KUALA LUMPUR, Feb 10 (NNN-Bernama) — While Asia’s overall economic growth picture is likely to be mixed this year, inflation is not likely to dent the continent’s prospects, said Manulife Investment Management (Manulife IM).
Senior global macro strategist Sue Trinh said economies in the region have a long way to go to recoup output lost due to disruptions brought about by the pandemic.
“In our view, the biggest concern remains weak consumer demand, which will be exposed by the looming downturn in export growth.
“But Asia is better positioned to manage rising price pressure. Broadly speaking, Asia’s milder inflation outlook comes down to one simple factor, that is trade surpluses,” she said in a research note Thursday.
Trinh said economies in the region were able to maximise export production through much of the past two years while.
“At the same time, the surge in pent-up demand in Asia after the reopening was not as strong relative to other regions, particularly when compared with other emerging market (EM) economies,” she said.
She noted that another set of data, namely long-distance freight rates, also supports Manulife IM’s view that inflationary pressure in Asia is likely to be more tamed.
“The rise in intra-Asia shipping costs has been much more muted in comparison with other regions, thanks to excess manufacturing supply and relatively weaker consumer spending.
“An important takeaway here is what this means in regard to monetary policy. For the region as a whole, we expect to see policy normalisation take place at a much slower pace and at a lower magnitude relative to previous cycles and other EM economies,” she said.
She said Malaysia and Singapore may be starting the year at below-trend Gross Domestic Product (GDP), but have a strong potential to recoup lost output.
“In Malaysia, an accelerated vaccination rate and higher government spending ahead of the upcoming election, widely expected to take place in the second half of the year, should support domestic demand,” she explained.
As for Singapore, she said the pace at which vaccination or booster shots are administered has enabled a calibrated reopening; a broad-based recovery, therefore, seems feasible with an improving labour market.
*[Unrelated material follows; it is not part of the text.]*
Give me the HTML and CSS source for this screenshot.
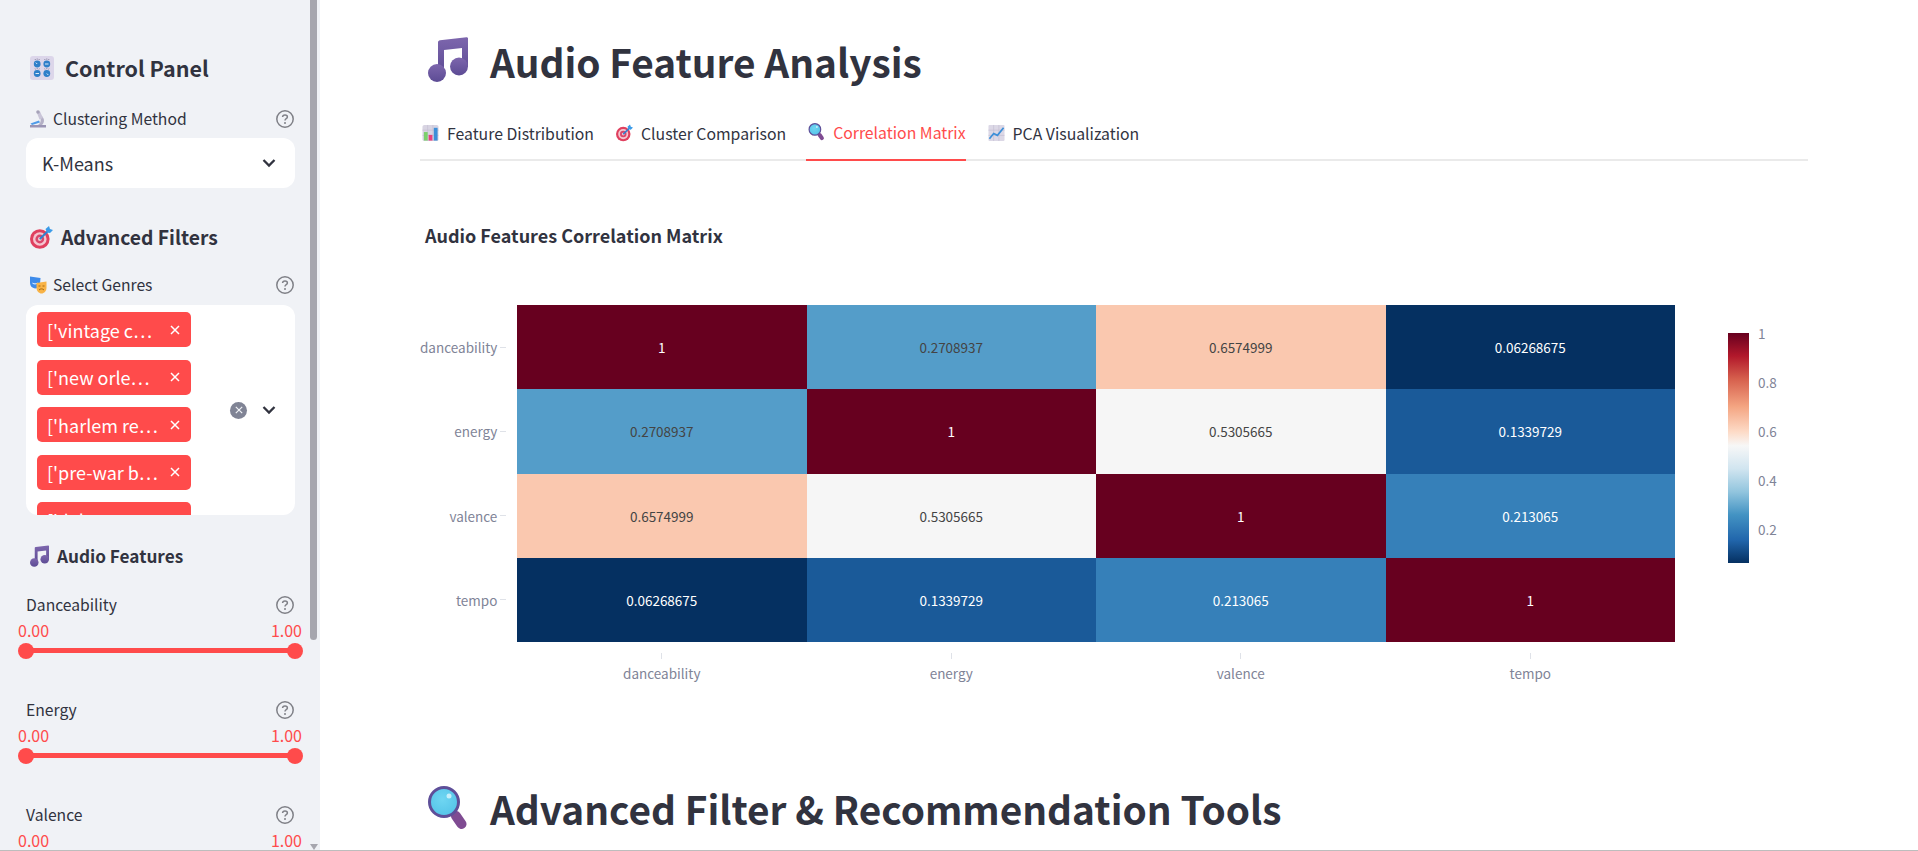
FILE: index.html
```html
<!DOCTYPE html>
<html lang="en">
<head>
    <meta charset="UTF-8">
    <meta name="viewport" content="width=device-width, initial-scale=1.0">
    <title>Audio Feature Analysis</title>
    <link rel="stylesheet" href="styles.css">
</head>
<body>

<svg class="sprites" width="0" height="0">
    <defs>
        <linearGradient id="noteFill" x1="0" y1="0" x2="0" y2="1">
            <stop offset="0" stop-color="#7d66ad"/>
            <stop offset="1" stop-color="#5c4b94"/>
        </linearGradient>
        <radialGradient id="glassFill" cx="0.45" cy="0.4" r="0.6">
            <stop offset="0" stop-color="#6fd6f2"/>
            <stop offset="1" stop-color="#55c4e8"/>
        </radialGradient>
    </defs>
    <symbol id="iconNote" viewBox="0 0 40 45">
        <path d="M12 3.300 L38.500 0.200 C39.300 0.100 40 0.700 40 1.500 L40 30 L34 30 L34 11 L16 13 L16 37 L10 37 L10 5.300 C10 4.200 10.900 3.500 12 3.300 Z" fill="url(#noteFill)"/>
        <circle cx="9" cy="36" r="9" fill="url(#noteFill)"/>
        <circle cx="31" cy="29.500" r="9" fill="url(#noteFill)"/>
    </symbol>
    <symbol id="iconGlass" viewBox="0 0 40 45">
        <path d="M28 30 L33.500 38" stroke="#7f4b92" stroke-width="10" stroke-linecap="round"/>
        <circle cx="16" cy="16" r="14.500" fill="url(#glassFill)" stroke="#5e4f99" stroke-width="3"/>
        <circle cx="21" cy="10" r="2.500" fill="#c6effa"/>
    </symbol>
    <symbol id="iconTarget" viewBox="0 0 23 23">
        <circle cx="9.800" cy="13" r="9.800" fill="#e0405f"/>
        <circle cx="9.800" cy="13" r="6.800" fill="#f4c6d0"/>
        <circle cx="9.800" cy="13" r="4.400" fill="#d9476a"/>
        <circle cx="9.800" cy="13" r="1.900" fill="#f4c6d0"/>
        <path d="M9.800 13 L18 5" stroke="#2f80d0" stroke-width="2"/>
        <path d="M15.500 3 L19 0 L20 3 L23 4 L20 7 L17 6.500 Z" fill="#3b9be8"/>
    </symbol>
    <symbol id="iconHelp" viewBox="0 0 18 18">
        <circle cx="9" cy="9" r="8.200" fill="none" stroke="#7f8087" stroke-width="1.500"/>
        <path d="M6.600 7.100 C6.600 5.700 7.700 4.900 9 4.900 C10.400 4.900 11.400 5.800 11.400 7 C11.400 8.600 9 8.700 9 10.400" fill="none" stroke="#7f8087" stroke-width="1.500"/>
        <circle cx="9" cy="12.900" r="1" fill="#7f8087"/>
    </symbol>
    <symbol id="iconChevron" viewBox="0 0 14 10">
        <path d="M1.500 2 L7 7.500 L12.500 2" fill="none" stroke="#31333f" stroke-width="2.300"/>
    </symbol>
    <symbol id="iconClose" viewBox="0 0 10 10">
        <path d="M1 1 L9 9 M9 1 L1 9" fill="none" stroke="currentColor" stroke-width="1.500"/>
    </symbol>
</svg>

<div class="app">
    <aside class="sidebar">
        <div class="sidebar-scroll">
            <h2 class="side-title">
                <svg class="icon-knobs" viewBox="0 0 24 24">
                    <rect width="24" height="24" rx="3" fill="#dcd6ea"/>
                    <circle cx="7.200" cy="8" r="3.400" fill="#2f7fc9"/>
                    <circle cx="16.800" cy="8" r="3.400" fill="#2f7fc9"/>
                    <circle cx="7.200" cy="17.500" r="3.400" fill="#2f7fc9"/>
                    <circle cx="16.800" cy="17.500" r="3.400" fill="#2f7fc9"/>
                    <path d="M7.200 8 L5.800 6.600 M15 8 L18.500 8 M5.500 17.500 L9 17.500 M16.800 17.500 L18.300 19" stroke="#dcebf7" stroke-width="1"/>
                    <path d="M5 3 L5.500 4 M7.200 2.500 L7.200 3.700 M9.400 3 L8.900 4 M14.600 3 L15.100 4 M16.800 2.500 L16.800 3.700 M19 3 L18.500 4 M5 12.500 L5.500 13.500 M7.200 12 L7.200 13.200 M9.400 12.500 L8.900 13.500 M14.600 12.500 L15.100 13.500 M16.800 12 L16.800 13.200 M19 12.500 L18.500 13.500" stroke="#7f7a99" stroke-width="0.800"/>
                </svg>
                Control Panel
            </h2>

            <div class="field-label method-label">
                <span class="label-text">
                    <svg class="icon-small" viewBox="0 0 18 18">
                        <path d="M1 15 L17 15 L17 17.500 L1 17.500 Z" fill="#9a94b4"/>
                        <path d="M1.500 13.500 L10 10.500 L11 12.500 L3 15 Z" fill="#4f9be8"/>
                        <path d="M12.500 6 C15.500 8 16 12.500 13 15 L9 15 C11.500 13.500 12.500 10 11 7.500 Z" fill="#b4b0c6"/>
                        <path d="M8 3 L11 1.500 L14 8 L10.500 9.500 Z" fill="#c9c5d8"/>
                        <circle cx="9" cy="2" r="1.800" fill="#a5a2b8"/>
                    </svg>
                    Clustering Method
                </span>
                <svg class="icon-help"><use href="#iconHelp"/></svg>
            </div>
            <div class="select-box">
                <span>K-Means</span>
                <svg class="icon-chevron"><use href="#iconChevron"/></svg>
            </div>

            <h2 class="side-title filters-title">
                <svg class="icon-target-big"><use href="#iconTarget"/></svg>
                Advanced Filters
            </h2>

            <div class="field-label genres-label">
                <span class="label-text">
                    <svg class="icon-small" viewBox="0 0 18 18">
                        <path d="M1 0.500 L11.500 2 L11 8 C10.500 11 8.500 12.500 6 12.500 C3 12 1 10 1 7 Z" fill="#3d8bea"/>
                        <path d="M3 6.500 C4 7.500 8 7.500 9 6.500 C8.500 9 3.500 9 3 6.500 Z" fill="#dcecff"/>
                        <path d="M7.500 7 L17.500 5.500 L17.500 12 C17.500 15 15 17.500 12.500 17.500 C10 17.500 7.500 15 7.500 12 Z" fill="#f8b347"/>
                        <path d="M10 14 C11.500 12.500 13.500 12.500 15 14" stroke="#a8690f" stroke-width="1" fill="none"/>
                        <path d="M9.500 10 L11.500 10 M13.500 10 L15.500 10" stroke="#a8690f" stroke-width="1"/>
                    </svg>
                    Select Genres
                </span>
                <svg class="icon-help"><use href="#iconHelp"/></svg>
            </div>
            <div class="multi-box">
                <div class="tag-list">
                    <span class="tag"><span class="tag-text">['vintage c…</span><svg class="icon-close"><use href="#iconClose"/></svg></span>
                    <span class="tag"><span class="tag-text">['new orle…</span><svg class="icon-close"><use href="#iconClose"/></svg></span>
                    <span class="tag"><span class="tag-text">['harlem re…</span><svg class="icon-close"><use href="#iconClose"/></svg></span>
                    <span class="tag"><span class="tag-text">['pre-war b…</span><svg class="icon-close"><use href="#iconClose"/></svg></span>
                    <span class="tag"><span class="tag-text">['delta…</span><svg class="icon-close"><use href="#iconClose"/></svg></span>
                </div>
                <div class="multi-controls">
                    <span class="clear-all"><svg class="icon-close"><use href="#iconClose"/></svg></span>
                    <svg class="icon-chevron"><use href="#iconChevron"/></svg>
                </div>
            </div>

            <h3 class="side-subtitle">
                <svg class="icon-note-small"><use href="#iconNote"/></svg>
                Audio Features
            </h3>

            <div class="slider-block">
                <div class="field-label slider-label">
                    <span class="label-text">Danceability</span>
                    <svg class="icon-help"><use href="#iconHelp"/></svg>
                </div>
                <div class="slider-values"><span>0.00</span><span>1.00</span></div>
                <div class="slider-track"><i class="thumb"></i><i class="thumb"></i></div>
            </div>
            <div class="slider-block">
                <div class="field-label slider-label">
                    <span class="label-text">Energy</span>
                    <svg class="icon-help"><use href="#iconHelp"/></svg>
                </div>
                <div class="slider-values"><span>0.00</span><span>1.00</span></div>
                <div class="slider-track"><i class="thumb"></i><i class="thumb"></i></div>
            </div>
            <div class="slider-block">
                <div class="field-label slider-label">
                    <span class="label-text">Valence</span>
                    <svg class="icon-help"><use href="#iconHelp"/></svg>
                </div>
                <div class="slider-values"><span>0.00</span><span>1.00</span></div>
                <div class="slider-track"><i class="thumb"></i><i class="thumb"></i></div>
            </div>
        </div>
        <div class="scrollbar">
            <div class="scroll-thumb"></div>
            <div class="scroll-arrow"></div>
        </div>
    </aside>

    <main class="content">
        <h1 class="page-title main-title">
            <svg class="icon-title"><use href="#iconNote"/></svg>
            Audio Feature Analysis
        </h1>

        <div class="tabs">
            <div class="tab">
                <svg class="icon-tab" viewBox="0 0 18 18">
                    <rect x="0.500" y="0.500" width="17" height="17" rx="2" fill="#d8d4e2"/>
                    <path d="M0.500 6 L17.500 6 M0.500 11.500 L17.500 11.500 M6 0.500 L6 17.500 M11.500 0.500 L11.500 17.500" stroke="#c3bdd2" stroke-width="0.700"/>
                    <rect x="2" y="8" width="4" height="9" fill="#7bd06b"/>
                    <rect x="7" y="11" width="4" height="6" fill="#e8407c"/>
                    <rect x="12.500" y="3.500" width="4" height="13.500" fill="#3c8fd8"/>
                </svg>
                Feature Distribution
            </div>
            <div class="tab">
                <svg class="icon-tab"><use href="#iconTarget"/></svg>
                Cluster Comparison
            </div>
            <div class="tab tab-active">
                <svg class="icon-tab"><use href="#iconGlass"/></svg>
                Correlation Matrix
            </div>
            <div class="tab">
                <svg class="icon-tab" viewBox="0 0 18 18">
                    <rect x="0.500" y="0.500" width="17" height="17" rx="1" fill="#dcd8e6"/>
                    <path d="M0.500 6 L17.500 6 M0.500 11.500 L17.500 11.500 M6 0.500 L6 17.500 M11.500 0.500 L11.500 17.500" stroke="#c3bdd2" stroke-width="0.700"/>
                    <path d="M1.500 15 L6 9.500 L10 11.500 L16.500 3.500" fill="none" stroke="#3c8fd8" stroke-width="1.800"/>
                </svg>
                PCA Visualization
            </div>
        </div>

        <h4 class="chart-title">Audio Features Correlation Matrix</h4>

        <div class="heatmap">
            <div class="y-axis">
                <span class="y-label">danceability</span>
                <span class="y-label">energy</span>
                <span class="y-label">valence</span>
                <span class="y-label">tempo</span>
            </div>
            <div class="cells">
                <div class="cell c-100">1</div>
                <div class="cell c-027">0.2708937</div>
                <div class="cell c-066">0.6574999</div>
                <div class="cell c-006">0.06268675</div>

                <div class="cell c-027">0.2708937</div>
                <div class="cell c-100">1</div>
                <div class="cell c-053">0.5305665</div>
                <div class="cell c-013">0.1339729</div>

                <div class="cell c-066">0.6574999</div>
                <div class="cell c-053">0.5305665</div>
                <div class="cell c-100">1</div>
                <div class="cell c-021">0.213065</div>

                <div class="cell c-006">0.06268675</div>
                <div class="cell c-013">0.1339729</div>
                <div class="cell c-021">0.213065</div>
                <div class="cell c-100">1</div>
            </div>
            <div class="colorbar">
                <div class="colorbar-ramp"></div>
                <div class="colorbar-ticks">
                    <span>1</span>
                    <span>0.8</span>
                    <span>0.6</span>
                    <span>0.4</span>
                    <span>0.2</span>
                </div>
            </div>
            <div class="x-axis">
                <span class="x-label">danceability</span>
                <span class="x-label">energy</span>
                <span class="x-label">valence</span>
                <span class="x-label">tempo</span>
            </div>
        </div>

        <h1 class="page-title tools-title">
            <svg class="icon-title"><use href="#iconGlass"/></svg>
            Advanced Filter &amp; Recommendation Tools
        </h1>
    </main>
</div>

</body>
</html>
```

FILE: styles.css
```css
html, body {
    margin: 0;
    height: 100%;
    overflow: hidden;
}
body {
    font-family: "Noto Sans CJK SC", "Noto Sans", sans-serif;
    color: #31333f;
    background: white;
}
.sprites {
    display: block;
    height: 0;
}
.app {
    display: flex;
    height: 851px;
    box-sizing: border-box;
    border-bottom: 1px solid #bdbdbd;
    overflow: hidden;
}

/* sidebar */
.sidebar {
    flex: 0 0 320px;
    display: flex;
    background-color: #f0f2f6;
    overflow: hidden;
}
.sidebar-scroll {
    flex: 0 0 310px;
    box-sizing: border-box;
    padding: 56px 15px 0 26px;
}
.scrollbar {
    flex: 0 0 8px;
    position: relative;
    height: 850px;
}
.scroll-thumb {
    width: 7px;
    height: 640px;
    background-color: #a6a6ae;
    border-radius: 0 0 4px 4px;
}
.scroll-arrow {
    position: absolute;
    left: 0;
    bottom: 0;
    width: 0;
    height: 0;
    border-left: 4px solid transparent;
    border-right: 4px solid transparent;
    border-top: 6px solid #a6a6ae;
}
.side-title {
    display: flex;
    align-items: center;
    gap: 11px;
    margin: 0 0 0 4px;
    height: 24px;
    font-size: 21.5px;
    line-height: 24px;
    font-weight: 600;
}
.filters-title {
    gap: 8px;
    margin-top: 37px;
    font-size: 19.3px;
}
.icon-knobs {
    width: 24px;
    height: 24px;
}
.icon-target-big {
    width: 23px;
    height: 23px;
}
.field-label {
    display: flex;
    justify-content: space-between;
    align-items: center;
    height: 20px;
    font-size: 15.7px;
    line-height: 20px;
}
.method-label {
    margin-top: 29px;
}
.genres-label {
    margin-top: 26px;
}
.label-text {
    display: flex;
    align-items: center;
    gap: 6px;
    margin-left: 3px;
}
.icon-small {
    width: 18px;
    height: 18px;
}
.icon-help {
    width: 18px;
    height: 18px;
    margin-right: 1px;
}
.select-box {
    display: flex;
    justify-content: space-between;
    align-items: center;
    height: 50px;
    margin-top: 9px;
    padding: 0 19px 0 16px;
    background: white;
    border-radius: 12px;
    font-size: 18px;
}
.genres-label + .multi-box {
    margin-top: 10px;
}
.icon-chevron {
    width: 14px;
    height: 10px;
}
.multi-box {
    display: flex;
    height: 210px;
    padding-left: 11px;
    padding-right: 19px;
    background: white;
    border-radius: 12px;
    overflow: hidden;
}
.tag-list {
    flex: 1;
    padding-top: 7px;
}
.tag {
    display: flex;
    justify-content: space-between;
    align-items: center;
    box-sizing: border-box;
    width: 154px;
    height: 35px;
    margin-bottom: 12.5px;
    padding: 0 11px 0 10px;
    background-color: #ff4b4b;
    border-radius: 5px;
    color: white;
    font-size: 18px;
    white-space: nowrap;
}
.icon-close {
    width: 10px;
    height: 10px;
}
.multi-controls {
    display: flex;
    align-items: center;
    gap: 15px;
}
.clear-all {
    display: flex;
    align-items: center;
    justify-content: center;
    width: 17px;
    height: 17px;
    border-radius: 50%;
    background-color: #808495;
    color: #f0f2f6;
}
.clear-all .icon-close {
    width: 8px;
    height: 8px;
}
.side-subtitle {
    display: flex;
    align-items: center;
    gap: 8px;
    height: 24px;
    margin: 29px 0 0 4px;
    font-size: 17.2px;
    line-height: 24px;
    font-weight: 600;
}
.icon-note-small {
    width: 19px;
    height: 22px;
}
.slider-block {
    box-sizing: border-box;
    height: 105px;
    padding-top: 27px;
}
.slider-label .label-text {
    margin-left: 0;
}
.slider-values {
    display: flex;
    justify-content: space-between;
    margin: 3px -7px 0 -8px;
    color: #ff4b4b;
    font-size: 16px;
    line-height: 24px;
}
.slider-track {
    display: flex;
    justify-content: space-between;
    align-items: center;
    height: 5px;
    margin-top: 6px;
    background-color: #ff4b4b;
}
.thumb {
    width: 16px;
    height: 16px;
    margin: 0 -8px;
    border-radius: 50%;
    background-color: #ff4b4b;
}

/* main column */
.content {
    flex: 1;
    padding: 0 110px 0 100px;
}
.page-title {
    display: flex;
    align-items: center;
    gap: 22px;
    height: 56px;
    margin: 33px 0 0 8px;
    font-size: 38.8px;
    line-height: 56px;
    font-weight: 600;
    white-space: nowrap;
}
.icon-title {
    width: 40px;
    height: 45px;
}
.main-title .icon-title {
    margin-bottom: 4px;
}
.tools-title {
    margin-top: 97px;
}
.tabs {
    display: flex;
    gap: 20px;
    height: 39px;
    margin-top: 31px;
    border-bottom: 2px solid #eaeaea;
}
.tab {
    display: flex;
    align-items: center;
    gap: 8px;
    height: 41px;
    box-sizing: border-box;
    padding: 0 0 15px 2px;
    font-size: 15.8px;
}
.tab-active {
    color: #ff4b4b;
    border-bottom: 2px solid #ff4b4b;
}
.icon-tab {
    width: 17px;
    height: 18px;
}
.chart-title {
    margin: 62px 0 0 5px;
    font-size: 18px;
    line-height: 24px;
    font-weight: 700;
}

/* heatmap */
.heatmap {
    display: grid;
    grid-template-columns: 97px 1158px auto;
    grid-template-rows: 337px auto;
    margin-top: 58px;
    color: #7f8497;
    font-size: 13.5px;
}
.y-axis {
    display: grid;
    grid-template-rows: repeat(4, 1fr);
}
.y-label {
    display: flex;
    justify-content: flex-end;
    align-items: center;
    gap: 3px;
    padding-right: 11px;
}
.y-label::after {
    content: "";
    width: 6px;
    height: 1px;
    background-color: #dfe2e8;
}
.cells {
    display: grid;
    grid-template-columns: repeat(4, 1fr);
    grid-template-rows: repeat(4, 1fr);
    font-size: 13.5px;
    color: #444444;
}
.cell {
    display: flex;
    align-items: center;
    justify-content: center;
}
.c-100 { background-color: #67001f; color: white; }
.c-027 { background-color: #549dc9; }
.c-066 { background-color: #fac8af; }
.c-053 { background-color: #f6f6f6; }
.c-021 { background-color: #3680b9; color: white; }
.c-013 { background-color: #1a5a99; color: white; }
.c-006 { background-color: #053061; color: white; }
.colorbar {
    display: flex;
    gap: 9px;
    align-self: start;
    margin: 28px 0 0 53px;
}
.colorbar-ramp {
    width: 21px;
    height: 230px;
    background: linear-gradient(to bottom, #67001f, #b2182b 10%, #d6604d 20%, #f4a582 32%, #fddbc7 43%, #f7f7f7 49%, #d1e5f0 59%, #92c5de 69%, #4393c3 79%, #2166ac 90%, #053061);
}
.colorbar-ticks {
    display: flex;
    flex-direction: column;
    gap: 31px;
    margin-top: -9px;
    line-height: 18px;
}
.x-axis {
    grid-column: 2;
    display: grid;
    grid-template-columns: repeat(4, 1fr);
}
.x-label {
    display: flex;
    flex-direction: column;
    align-items: center;
    gap: 4px;
    padding-top: 11px;
}
.x-label::before {
    content: "";
    width: 1px;
    height: 6px;
    background-color: #dfe2e8;
}
```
According to Trinh, the strongest macro stories in Asia are Taiwan and Vietnam, whereby these two economies are already growing above their long-term trend GDP levels, and consensus forecasts point toward a Goldilocks regime of accelerating growth and decelerating inflation this year.
Regarding Japan, she said personal consumption, particularly of in-person services, has been picking up since the state of emergency was lifted last September.
Nonetheless, prices should stay benign, and any effort from the Bank of Japan to withdraw liquidity will lag its developed-market peers, she added.
Overall, Trinh said, the macro picture in Asia is likely to be mixed but the operating environment is likely to be more favourable for select economies in the region.
“Crucially, the relatively muted rise in consumer demand and existing excess capacity mean that inflationary pressure on the continent is not likely to be as acute as in other parts of the world, implying that the likelihood of a mad dash to normalise monetary policy is much lower,” she added.